Douglas Adams Impossibility at his best. "HitchHiker's guide to the galaxy" is a must read for any one. The world cannot be described with words. You name any possible weird combination, it is there in his book. Three headed four legged heroes and incredibly powerful computers. There is nothing more weird than the impossibility drive or Restaurant mathematics.

I think i wrote enough and more for the week. 😉 I can just go on about all these authors for pages. (Fear not, I have no such plans!). But I still thirst for more worlds….. complicated, stunning and complete.

Imagination has no limit. So is the number of weird and fantastic worlds hard science fiction writers can build up.

Had been on casual fiction hunting (which is my hobby, nowadays ), when I found this site: The Multiverse Database . The site has listed around 500 different planets found in science fiction. Each has been given a brief description and cites the Author, book, etc ( Related links can also be found there; Site is designed for IE, what a pity. )

Another writeup at wiki, also provides a good list of planets. Anyway, one of the planets caught my eye.

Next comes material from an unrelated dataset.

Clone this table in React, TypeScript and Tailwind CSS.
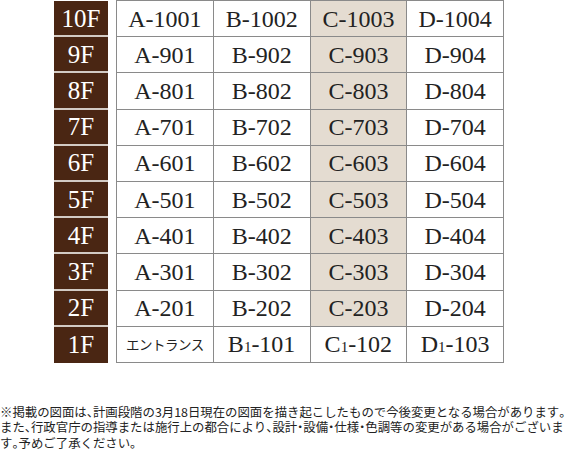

Rocheworld; found in a book by the same name by Robert L Forward; is worth mentioning because, it is a double planet. It consists of two orbs, both egg shaped, one larger than the other. The smaller one of them is covered by oceans and the other one is a desert. Intelligent life exists on this system and they are called flouwen. They have the form of thin membranes over the water surface and can change shapes at will. The reviews I read also point out that this is one of those rare books where humans and aliens work together in friendship and fight the enemy (nature).

Robert was a contemporary of authors like Asimov and Arthur C Clarke. He was a scientist himself and his bio page rather frightened me. His best known work is Dragon's egg which speaks of formation of life on a neutron star. Well, uggh!

The point is the beauty of hard science fiction. Outrageous ideas are made to look completely plausible. Hats off!!